Not Only for Databases

I’ve talked about databases here, but this access control pattern applies more generally. Static access control for any kind of system (file system, object store, external APIs and so on) can be implemented with this technique.

Is it worth it though? If you only have basic CRUD operations it seems rather pointless, especially if they start with Get/Save/Update/Delete… until you start with the admin functions, which should not be touched by usual requests. Or the heavy queries, which shouldn’t either.

While it will prevent you from using the wrong function in the wrong context, I imagine the most important part is the documentation it brings. It’s easy to think the function name is sufficient, but more often than not, you’ll have to read a little bit of the source or the documentation to figure out what it does. For example, something like RecomputeX will certainly recompute X, but if X is a saved object, will that object be updated or not?

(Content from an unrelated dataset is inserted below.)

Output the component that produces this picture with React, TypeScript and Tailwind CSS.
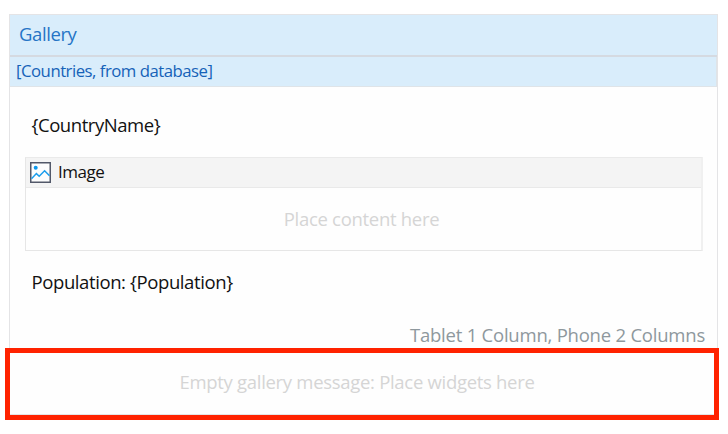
function ImageIcon() {
  return (
    <svg width="21" height="21" viewBox="0 0 21 21" fill="none" className="shrink-0">
      <rect x="0.75" y="0.75" width="19.5" height="19.5" fill="#fdfdfd" stroke="#525869" strokeWidth="1.5" />
      <circle cx="5.7" cy="5.7" r="2" fill="#0d99ee" />
      <path d="M1.5 16.8L6.4 11.6L9.2 14.2L14.6 8.8L19.5 13.7" stroke="#1b9dec" strokeWidth="1.5" />
    </svg>
  );
}

export default function App() {
  return (
    <main className="h-[434px] w-[728px] overflow-hidden bg-white pt-[14px] pl-[9px] font-['Open_Sans','Noto_Sans',sans-serif] text-[18.5px] leading-[26px] whitespace-nowrap text-[#111]">
      <section className="relative h-[401px] w-[709px] border border-[#e4e4e6] bg-[#fefefe]">
        <header className="h-[42px] border-b-2 border-[#d5dae1] bg-[#d9edfb] pt-[6px] pl-[9px] text-[#2574c6]">
          <span className="tracking-[-0.4px]">Gallery</span>
        </header>
        <div className="h-[30px] border-r border-b border-[#dfe4e8] bg-[#d9edfb] pt-[1px] pl-[6px] text-[16.75px] text-[#1662b8]">
          <span className="tracking-[-0.5px]">[Countries, from database]</span>
        </div>
        <div className="mt-[25px] pl-[21.5px]">
          <span className="tracking-[-0.45px]">{"{CountryName}"}</span>
        </div>
        <div className="mt-[19px] ml-[15px] h-[94px] w-[678px] border border-r-2 border-[#e6e6e6] border-t-[#eaeaea] border-r-[#f0f0f0]">
          <div className="flex h-[30px] items-center gap-[7px] border-b border-[#e9e9e9] bg-[#f4f4f4] pl-1 text-[17px]">
            <ImageIcon />
            <span className="pb-[2px] tracking-[-0.5px]">Image</span>
          </div>
          <div className="pt-[18px] pr-[4px] text-center text-[#d5d5d5]">
            <span className="tracking-[-0.3px]">Place content here</span>
          </div>
        </div>
        <div className="mt-[18px] pl-[21.5px]">
          <span className="tracking-[-0.4px]">{"Population: {Population}"}</span>
        </div>
        <div className="mt-[27px] pr-[12px] text-right text-[#8e989d]">
          <span className="tracking-[-0.22px]">Tablet 1 Column, Phone 2 Columns</span>
        </div>
        <div className="absolute top-[333px] left-[-5px] h-[72px] w-[714px] border-[5px] border-[#ff2200] pt-[16px] pr-[10px] text-center text-[#d5d5d5]">
          <span className="tracking-[-0.3px]">Empty gallery message: Place widgets here</span>
        </div>
      </section>
    </main>
  );
}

When the function signature contains the access rights it needs, it becomes much quicker to deduce that, even if it is also documented in the docstring. The docstring just isn’t as structured, and thus it isn’t as skimmable, as the function signature.

It’s hard to evaluate how beneficial this is in practice. But given the small upfront cost and the tiny addition to the function signatures you have to make, it feels like the benefits don’t have to be that big to see a return on the investment.